• [Work to be completed] Leave out the images and repeat the listing below without a single change.

## BEGIN

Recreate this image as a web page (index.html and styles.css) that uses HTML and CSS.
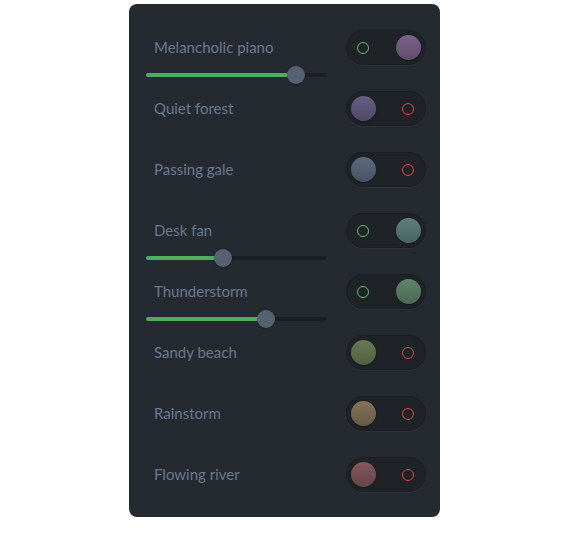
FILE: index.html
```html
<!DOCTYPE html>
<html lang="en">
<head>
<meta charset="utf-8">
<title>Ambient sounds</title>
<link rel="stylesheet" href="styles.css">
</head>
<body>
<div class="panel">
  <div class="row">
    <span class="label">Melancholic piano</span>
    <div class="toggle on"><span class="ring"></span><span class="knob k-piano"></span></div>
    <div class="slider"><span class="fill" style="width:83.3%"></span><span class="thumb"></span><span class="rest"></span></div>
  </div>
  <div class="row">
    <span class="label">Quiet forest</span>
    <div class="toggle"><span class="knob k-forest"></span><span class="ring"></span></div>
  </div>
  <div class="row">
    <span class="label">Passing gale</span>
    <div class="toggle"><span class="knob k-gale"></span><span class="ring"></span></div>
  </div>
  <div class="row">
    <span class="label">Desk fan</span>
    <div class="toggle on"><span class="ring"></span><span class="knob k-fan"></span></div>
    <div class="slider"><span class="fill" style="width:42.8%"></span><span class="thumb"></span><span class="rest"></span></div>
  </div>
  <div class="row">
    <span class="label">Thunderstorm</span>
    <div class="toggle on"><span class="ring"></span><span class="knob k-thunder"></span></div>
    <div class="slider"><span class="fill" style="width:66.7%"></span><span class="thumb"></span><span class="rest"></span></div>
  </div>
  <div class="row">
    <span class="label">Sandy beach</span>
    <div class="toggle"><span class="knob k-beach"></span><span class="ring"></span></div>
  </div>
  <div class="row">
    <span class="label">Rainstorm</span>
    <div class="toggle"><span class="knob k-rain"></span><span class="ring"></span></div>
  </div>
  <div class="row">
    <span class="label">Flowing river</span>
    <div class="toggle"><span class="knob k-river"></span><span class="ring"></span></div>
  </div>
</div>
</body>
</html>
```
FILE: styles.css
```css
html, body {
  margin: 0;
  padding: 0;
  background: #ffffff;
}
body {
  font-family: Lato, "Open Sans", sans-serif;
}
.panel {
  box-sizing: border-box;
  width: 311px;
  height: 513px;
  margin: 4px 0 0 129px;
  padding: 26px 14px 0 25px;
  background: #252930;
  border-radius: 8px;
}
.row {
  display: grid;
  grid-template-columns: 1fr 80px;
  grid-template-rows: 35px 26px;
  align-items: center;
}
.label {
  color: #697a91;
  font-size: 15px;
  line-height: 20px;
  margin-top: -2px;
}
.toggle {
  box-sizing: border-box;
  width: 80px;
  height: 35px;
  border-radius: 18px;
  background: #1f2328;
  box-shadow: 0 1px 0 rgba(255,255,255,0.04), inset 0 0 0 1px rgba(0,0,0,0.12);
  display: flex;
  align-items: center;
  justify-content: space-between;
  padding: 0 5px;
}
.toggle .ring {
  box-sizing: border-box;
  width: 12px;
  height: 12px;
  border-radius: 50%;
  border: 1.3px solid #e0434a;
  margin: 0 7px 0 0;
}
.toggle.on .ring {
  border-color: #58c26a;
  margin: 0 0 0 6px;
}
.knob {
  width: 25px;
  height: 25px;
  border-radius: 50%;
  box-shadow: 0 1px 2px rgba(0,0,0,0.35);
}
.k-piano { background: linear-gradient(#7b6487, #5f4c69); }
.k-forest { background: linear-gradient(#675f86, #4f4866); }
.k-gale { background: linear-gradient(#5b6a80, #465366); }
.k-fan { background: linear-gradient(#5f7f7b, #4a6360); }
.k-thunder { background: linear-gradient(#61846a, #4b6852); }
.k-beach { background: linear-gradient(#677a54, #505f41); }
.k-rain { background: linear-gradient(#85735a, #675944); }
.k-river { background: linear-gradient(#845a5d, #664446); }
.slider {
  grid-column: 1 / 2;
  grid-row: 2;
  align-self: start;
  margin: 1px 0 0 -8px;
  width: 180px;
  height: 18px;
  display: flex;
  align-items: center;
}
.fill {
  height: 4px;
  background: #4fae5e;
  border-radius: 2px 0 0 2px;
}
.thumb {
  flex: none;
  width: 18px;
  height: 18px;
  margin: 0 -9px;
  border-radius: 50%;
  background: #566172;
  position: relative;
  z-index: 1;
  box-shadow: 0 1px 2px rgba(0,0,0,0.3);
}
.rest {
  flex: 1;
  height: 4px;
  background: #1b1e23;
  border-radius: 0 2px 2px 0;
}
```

## END

• [Worked answer]
Recreate this image as a web page (index.html and styles.css) that uses HTML and CSS.
FILE: index.html
```html
<!DOCTYPE html>
<html lang="en">
<head>
<meta charset="utf-8">
<title>Ambient sounds</title>
<link rel="stylesheet" href="styles.css">
</head>
<body>
<div class="panel">
  <div class="row">
    <span class="label">Melancholic piano</span>
    <div class="toggle on"><span class="ring"></span><span class="knob k-piano"></span></div>
    <div class="slider"><span class="fill" style="width:83.3%"></span><span class="thumb"></span><span class="rest"></span></div>
  </div>
  <div class="row">
    <span class="label">Quiet forest</span>
    <div class="toggle"><span class="knob k-forest"></span><span class="ring"></span></div>
  </div>
  <div class="row">
    <span class="label">Passing gale</span>
    <div class="toggle"><span class="knob k-gale"></span><span class="ring"></span></div>
  </div>
  <div class="row">
    <span class="label">Desk fan</span>
    <div class="toggle on"><span class="ring"></span><span class="knob k-fan"></span></div>
    <div class="slider"><span class="fill" style="width:42.8%"></span><span class="thumb"></span><span class="rest"></span></div>
  </div>
  <div class="row">
    <span class="label">Thunderstorm</span>
    <div class="toggle on"><span class="ring"></span><span class="knob k-thunder"></span></div>
    <div class="slider"><span class="fill" style="width:66.7%"></span><span class="thumb"></span><span class="rest"></span></div>
  </div>
  <div class="row">
    <span class="label">Sandy beach</span>
    <div class="toggle"><span class="knob k-beach"></span><span class="ring"></span></div>
  </div>
  <div class="row">
    <span class="label">Rainstorm</span>
    <div class="toggle"><span class="knob k-rain"></span><span class="ring"></span></div>
  </div>
  <div class="row">
    <span class="label">Flowing river</span>
    <div class="toggle"><span class="knob k-river"></span><span class="ring"></span></div>
  </div>
</div>
</body>
</html>
```
FILE: styles.css
```css
html, body {
  margin: 0;
  padding: 0;
  background: #ffffff;
}
body {
  font-family: Lato, "Open Sans", sans-serif;
}
.panel {
  box-sizing: border-box;
  width: 311px;
  height: 513px;
  margin: 4px 0 0 129px;
  padding: 26px 14px 0 25px;
  background: #252930;
  border-radius: 8px;
}
.row {
  display: grid;
  grid-template-columns: 1fr 80px;
  grid-template-rows: 35px 26px;
  align-items: center;
}
.label {
  color: #697a91;
  font-size: 15px;
  line-height: 20px;
  margin-top: -2px;
}
.toggle {
  box-sizing: border-box;
  width: 80px;
  height: 35px;
  border-radius: 18px;
  background: #1f2328;
  box-shadow: 0 1px 0 rgba(255,255,255,0.04), inset 0 0 0 1px rgba(0,0,0,0.12);
  display: flex;
  align-items: center;
  justify-content: space-between;
  padding: 0 5px;
}
.toggle .ring {
  box-sizing: border-box;
  width: 12px;
  height: 12px;
  border-radius: 50%;
  border: 1.3px solid #e0434a;
  margin: 0 7px 0 0;
}
.toggle.on .ring {
  border-color: #58c26a;
  margin: 0 0 0 6px;
}
.knob {
  width: 25px;
  height: 25px;
  border-radius: 50%;
  box-shadow: 0 1px 2px rgba(0,0,0,0.35);
}
.k-piano { background: linear-gradient(#7b6487, #5f4c69); }
.k-forest { background: linear-gradient(#675f86, #4f4866); }
.k-gale { background: linear-gradient(#5b6a80, #465366); }
.k-fan { background: linear-gradient(#5f7f7b, #4a6360); }
.k-thunder { background: linear-gradient(#61846a, #4b6852); }
.k-beach { background: linear-gradient(#677a54, #505f41); }
.k-rain { background: linear-gradient(#85735a, #675944); }
.k-river { background: linear-gradient(#845a5d, #664446); }
.slider {
  grid-column: 1 / 2;
  grid-row: 2;
  align-self: start;
  margin: 1px 0 0 -8px;
  width: 180px;
  height: 18px;
  display: flex;
  align-items: center;
}
.fill {
  height: 4px;
  background: #4fae5e;
  border-radius: 2px 0 0 2px;
}
.thumb {
  flex: none;
  width: 18px;
  height: 18px;
  margin: 0 -9px;
  border-radius: 50%;
  background: #566172;
  position: relative;
  z-index: 1;
  box-shadow: 0 1px 2px rgba(0,0,0,0.3);
}
.rest {
  flex: 1;
  height: 4px;
  background: #1b1e23;
  border-radius: 0 2px 2px 0;
}
```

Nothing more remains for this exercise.